The Rio's location on West Flamingo and Valley View Boulevard, across Interstate 15 from the Las Vegas Strip, will work to its advantage as visitors driving into town will be put off by the heavy traffic they will see on the Strip, Maxey said.

"We are not on the Las Vegas Strip. What is the Las Vegas Strip? A piece of asphalt five miles long, 80 feet wide. A long, narrow parking lot on Friday and Saturday," he said. "We are closer to the center, to four corners (Flamingo Road and the Strip) than 70 percent of other Strip properties.

"Customers coming from Los Angeles (on I-15) to Flamingo will look right and see a sea of taillights, look to the left and see the Rio's neon," he touted. "There is no more perfect customer than the person who comes off that ramp."

Also, the Rio and the neighboring Gold Coast hotel-casino, a casino frequented by locals and owned by Michael Gaughan, a longtime friend of Maxey's, will complement each other, he said.
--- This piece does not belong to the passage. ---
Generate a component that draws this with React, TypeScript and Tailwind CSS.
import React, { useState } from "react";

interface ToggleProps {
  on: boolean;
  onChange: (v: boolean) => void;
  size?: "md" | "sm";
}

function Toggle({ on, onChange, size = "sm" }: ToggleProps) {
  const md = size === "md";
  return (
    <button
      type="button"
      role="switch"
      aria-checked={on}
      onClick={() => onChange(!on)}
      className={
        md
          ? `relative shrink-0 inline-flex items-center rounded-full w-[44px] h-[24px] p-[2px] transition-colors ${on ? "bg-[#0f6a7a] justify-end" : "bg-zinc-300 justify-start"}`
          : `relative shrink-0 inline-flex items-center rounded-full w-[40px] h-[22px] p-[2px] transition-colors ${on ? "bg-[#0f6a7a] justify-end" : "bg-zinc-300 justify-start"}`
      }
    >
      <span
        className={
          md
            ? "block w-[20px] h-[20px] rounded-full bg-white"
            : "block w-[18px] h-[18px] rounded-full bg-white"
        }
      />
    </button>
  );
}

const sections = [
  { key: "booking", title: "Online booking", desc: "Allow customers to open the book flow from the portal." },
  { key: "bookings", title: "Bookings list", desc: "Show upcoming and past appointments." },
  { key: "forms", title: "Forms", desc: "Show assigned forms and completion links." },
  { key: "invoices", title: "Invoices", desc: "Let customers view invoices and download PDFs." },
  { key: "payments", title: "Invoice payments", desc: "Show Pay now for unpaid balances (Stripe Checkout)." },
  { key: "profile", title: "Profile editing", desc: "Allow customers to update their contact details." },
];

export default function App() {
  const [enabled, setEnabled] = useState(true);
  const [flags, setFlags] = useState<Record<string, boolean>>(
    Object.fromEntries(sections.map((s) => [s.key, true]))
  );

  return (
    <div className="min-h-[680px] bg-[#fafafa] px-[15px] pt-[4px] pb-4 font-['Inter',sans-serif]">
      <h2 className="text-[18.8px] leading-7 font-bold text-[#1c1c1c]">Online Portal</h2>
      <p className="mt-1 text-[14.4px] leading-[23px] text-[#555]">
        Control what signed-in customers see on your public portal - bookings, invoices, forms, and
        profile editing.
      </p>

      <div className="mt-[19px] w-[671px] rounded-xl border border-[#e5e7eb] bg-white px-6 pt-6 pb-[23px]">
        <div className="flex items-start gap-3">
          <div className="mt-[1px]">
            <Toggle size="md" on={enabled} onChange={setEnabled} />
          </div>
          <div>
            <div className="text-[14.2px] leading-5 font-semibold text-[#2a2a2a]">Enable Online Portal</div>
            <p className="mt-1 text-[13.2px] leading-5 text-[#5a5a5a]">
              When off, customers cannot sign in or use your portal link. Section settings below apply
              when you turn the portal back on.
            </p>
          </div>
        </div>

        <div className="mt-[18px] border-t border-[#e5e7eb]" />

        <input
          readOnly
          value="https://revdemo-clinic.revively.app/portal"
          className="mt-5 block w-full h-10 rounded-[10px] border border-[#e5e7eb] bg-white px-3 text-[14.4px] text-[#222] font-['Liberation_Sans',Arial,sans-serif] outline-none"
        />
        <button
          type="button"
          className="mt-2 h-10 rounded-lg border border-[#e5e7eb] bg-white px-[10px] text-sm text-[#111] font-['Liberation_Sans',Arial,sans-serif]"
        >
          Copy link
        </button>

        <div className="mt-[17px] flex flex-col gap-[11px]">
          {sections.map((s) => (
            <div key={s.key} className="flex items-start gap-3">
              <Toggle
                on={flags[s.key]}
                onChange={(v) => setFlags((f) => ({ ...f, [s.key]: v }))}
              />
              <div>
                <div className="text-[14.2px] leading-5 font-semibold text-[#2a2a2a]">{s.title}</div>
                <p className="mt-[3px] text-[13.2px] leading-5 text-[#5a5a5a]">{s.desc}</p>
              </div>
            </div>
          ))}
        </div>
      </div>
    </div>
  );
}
"There's already enough people circling the parking lot at the Gold Coast for another casino," he joked.

The casino, covering 35 acres, also has an option on 15 adjacent acres to add more to the project if needed.

The first Las Vegas-area casino to open in the 1990s, the Rio, which will employ 1,500 people, will direct itself toward that individual, Maxey said, a former top executive for Golden Nugget. "As Las Vegas has gotten larger, it's more impersonal. We don't intend to have that happen to us," he said.

At the same time, Maxey said he won't indulge in traditional "old guard" management practice typical of Las Vegas casinos: if a manager resigns, his or her staff must leave to make way for the new manager's staff.

"That won't happen here," he said. "I believe many changes of employees are uncalled for and due to management insecurity rather than necessity. It's bad human relations and we are going to bend over backwards to avoid falling into that trap."